[INSTRUCTIONS FOR THE TASK]
Leave the pictures out. Return all other data exactly.

==== DATASET ROWS

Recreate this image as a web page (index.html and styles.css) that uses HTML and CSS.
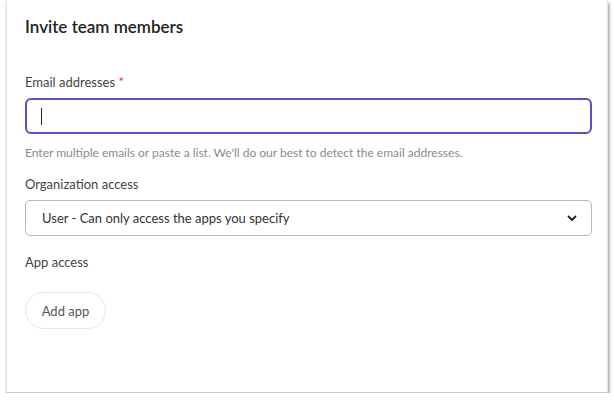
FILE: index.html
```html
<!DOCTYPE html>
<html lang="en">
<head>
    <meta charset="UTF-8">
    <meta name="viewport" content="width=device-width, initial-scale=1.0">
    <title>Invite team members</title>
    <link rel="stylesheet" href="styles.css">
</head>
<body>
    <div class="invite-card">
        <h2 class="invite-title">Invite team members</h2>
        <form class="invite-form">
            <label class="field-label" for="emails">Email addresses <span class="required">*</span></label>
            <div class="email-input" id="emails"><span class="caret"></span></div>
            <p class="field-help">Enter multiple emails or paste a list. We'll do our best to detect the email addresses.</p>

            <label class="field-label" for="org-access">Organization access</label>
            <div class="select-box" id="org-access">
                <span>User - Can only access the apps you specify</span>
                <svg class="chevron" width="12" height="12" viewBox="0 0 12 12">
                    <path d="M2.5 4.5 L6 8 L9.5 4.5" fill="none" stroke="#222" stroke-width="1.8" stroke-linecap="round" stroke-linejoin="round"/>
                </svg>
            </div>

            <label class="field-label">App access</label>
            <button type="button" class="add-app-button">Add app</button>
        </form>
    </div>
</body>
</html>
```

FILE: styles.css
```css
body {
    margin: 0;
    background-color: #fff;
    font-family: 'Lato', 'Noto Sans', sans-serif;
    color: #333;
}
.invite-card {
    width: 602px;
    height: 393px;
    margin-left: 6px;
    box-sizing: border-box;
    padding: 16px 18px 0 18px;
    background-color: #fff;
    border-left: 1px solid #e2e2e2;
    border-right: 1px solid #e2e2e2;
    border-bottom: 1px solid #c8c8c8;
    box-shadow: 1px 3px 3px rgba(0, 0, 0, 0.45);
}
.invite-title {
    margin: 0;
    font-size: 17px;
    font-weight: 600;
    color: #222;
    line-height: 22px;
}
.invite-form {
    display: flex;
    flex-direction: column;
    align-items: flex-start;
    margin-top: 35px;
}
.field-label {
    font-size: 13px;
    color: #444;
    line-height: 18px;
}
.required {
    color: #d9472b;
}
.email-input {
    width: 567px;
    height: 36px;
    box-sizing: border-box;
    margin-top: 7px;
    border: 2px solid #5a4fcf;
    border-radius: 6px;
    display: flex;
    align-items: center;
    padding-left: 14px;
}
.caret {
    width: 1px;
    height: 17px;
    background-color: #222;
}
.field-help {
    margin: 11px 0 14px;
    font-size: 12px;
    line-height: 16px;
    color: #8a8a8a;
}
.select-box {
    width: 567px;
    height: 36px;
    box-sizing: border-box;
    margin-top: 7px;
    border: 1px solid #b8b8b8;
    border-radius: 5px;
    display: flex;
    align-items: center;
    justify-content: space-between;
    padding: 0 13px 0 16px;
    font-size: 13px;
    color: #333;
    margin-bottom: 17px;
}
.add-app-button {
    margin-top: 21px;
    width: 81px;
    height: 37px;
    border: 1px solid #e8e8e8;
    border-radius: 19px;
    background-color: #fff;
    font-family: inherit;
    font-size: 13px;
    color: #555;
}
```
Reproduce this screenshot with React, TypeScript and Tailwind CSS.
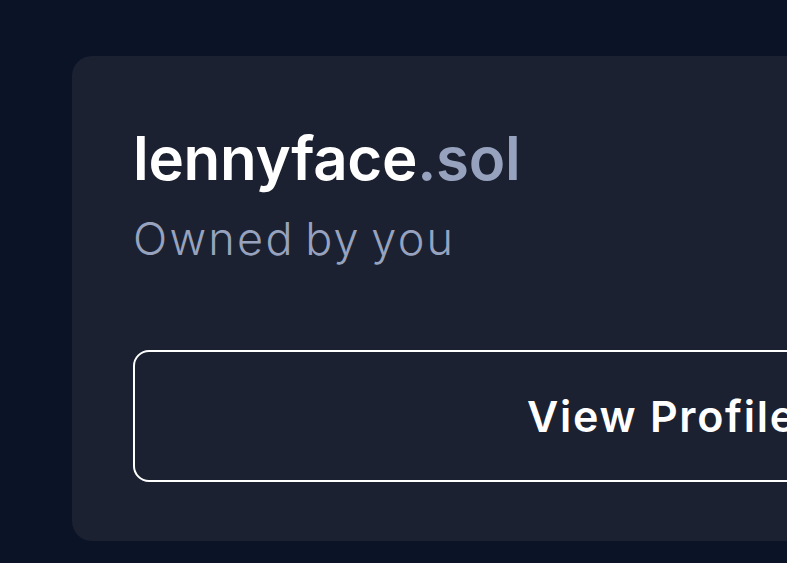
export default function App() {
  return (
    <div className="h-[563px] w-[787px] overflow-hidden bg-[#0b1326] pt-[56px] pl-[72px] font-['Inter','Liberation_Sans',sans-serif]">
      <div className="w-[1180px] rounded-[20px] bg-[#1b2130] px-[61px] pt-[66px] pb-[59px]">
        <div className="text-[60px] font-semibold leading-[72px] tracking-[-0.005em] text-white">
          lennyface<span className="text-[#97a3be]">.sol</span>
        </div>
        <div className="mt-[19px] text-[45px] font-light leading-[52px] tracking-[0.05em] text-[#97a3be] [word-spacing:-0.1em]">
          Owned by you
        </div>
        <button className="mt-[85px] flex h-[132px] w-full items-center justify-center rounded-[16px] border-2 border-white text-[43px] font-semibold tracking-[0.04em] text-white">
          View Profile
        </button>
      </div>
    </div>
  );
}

========

[FULL OUTPUT]
Recreate this image as a web page (index.html and styles.css) that uses HTML and CSS.
FILE: index.html
```html
<!DOCTYPE html>
<html lang="en">
<head>
    <meta charset="UTF-8">
    <meta name="viewport" content="width=device-width, initial-scale=1.0">
    <title>Invite team members</title>
    <link rel="stylesheet" href="styles.css">
</head>
<body>
    <div class="invite-card">
        <h2 class="invite-title">Invite team members</h2>
        <form class="invite-form">
            <label class="field-label" for="emails">Email addresses <span class="required">*</span></label>
            <div class="email-input" id="emails"><span class="caret"></span></div>
            <p class="field-help">Enter multiple emails or paste a list. We'll do our best to detect the email addresses.</p>

            <label class="field-label" for="org-access">Organization access</label>
            <div class="select-box" id="org-access">
                <span>User - Can only access the apps you specify</span>
                <svg class="chevron" width="12" height="12" viewBox="0 0 12 12">
                    <path d="M2.5 4.5 L6 8 L9.5 4.5" fill="none" stroke="#222" stroke-width="1.8" stroke-linecap="round" stroke-linejoin="round"/>
                </svg>
            </div>

            <label class="field-label">App access</label>
            <button type="button" class="add-app-button">Add app</button>
        </form>
    </div>
</body>
</html>
```

FILE: styles.css
```css
body {
    margin: 0;
    background-color: #fff;
    font-family: 'Lato', 'Noto Sans', sans-serif;
    color: #333;
}
.invite-card {
    width: 602px;
    height: 393px;
    margin-left: 6px;
    box-sizing: border-box;
    padding: 16px 18px 0 18px;
    background-color: #fff;
    border-left: 1px solid #e2e2e2;
    border-right: 1px solid #e2e2e2;
    border-bottom: 1px solid #c8c8c8;
    box-shadow: 1px 3px 3px rgba(0, 0, 0, 0.45);
}
.invite-title {
    margin: 0;
    font-size: 17px;
    font-weight: 600;
    color: #222;
    line-height: 22px;
}
.invite-form {
    display: flex;
    flex-direction: column;
    align-items: flex-start;
    margin-top: 35px;
}
.field-label {
    font-size: 13px;
    color: #444;
    line-height: 18px;
}
.required {
    color: #d9472b;
}
.email-input {
    width: 567px;
    height: 36px;
    box-sizing: border-box;
    margin-top: 7px;
    border: 2px solid #5a4fcf;
    border-radius: 6px;
    display: flex;
    align-items: center;
    padding-left: 14px;
}
.caret {
    width: 1px;
    height: 17px;
    background-color: #222;
}
.field-help {
    margin: 11px 0 14px;
    font-size: 12px;
    line-height: 16px;
    color: #8a8a8a;
}
.select-box {
    width: 567px;
    height: 36px;
    box-sizing: border-box;
    margin-top: 7px;
    border: 1px solid #b8b8b8;
    border-radius: 5px;
    display: flex;
    align-items: center;
    justify-content: space-between;
    padding: 0 13px 0 16px;
    font-size: 13px;
    color: #333;
    margin-bottom: 17px;
}
.add-app-button {
    margin-top: 21px;
    width: 81px;
    height: 37px;
    border: 1px solid #e8e8e8;
    border-radius: 19px;
    background-color: #fff;
    font-family: inherit;
    font-size: 13px;
    color: #555;
}
```
Reproduce this screenshot with React, TypeScript and Tailwind CSS.
export default function App() {
  return (
    <div className="h-[563px] w-[787px] overflow-hidden bg-[#0b1326] pt-[56px] pl-[72px] font-['Inter','Liberation_Sans',sans-serif]">
      <div className="w-[1180px] rounded-[20px] bg-[#1b2130] px-[61px] pt-[66px] pb-[59px]">
        <div className="text-[60px] font-semibold leading-[72px] tracking-[-0.005em] text-white">
          lennyface<span className="text-[#97a3be]">.sol</span>
        </div>
        <div className="mt-[19px] text-[45px] font-light leading-[52px] tracking-[0.05em] text-[#97a3be] [word-spacing:-0.1em]">
          Owned by you
        </div>
        <button className="mt-[85px] flex h-[132px] w-full items-center justify-center rounded-[16px] border-2 border-white text-[43px] font-semibold tracking-[0.04em] text-white">
          View Profile
        </button>
      </div>
    </div>
  );
}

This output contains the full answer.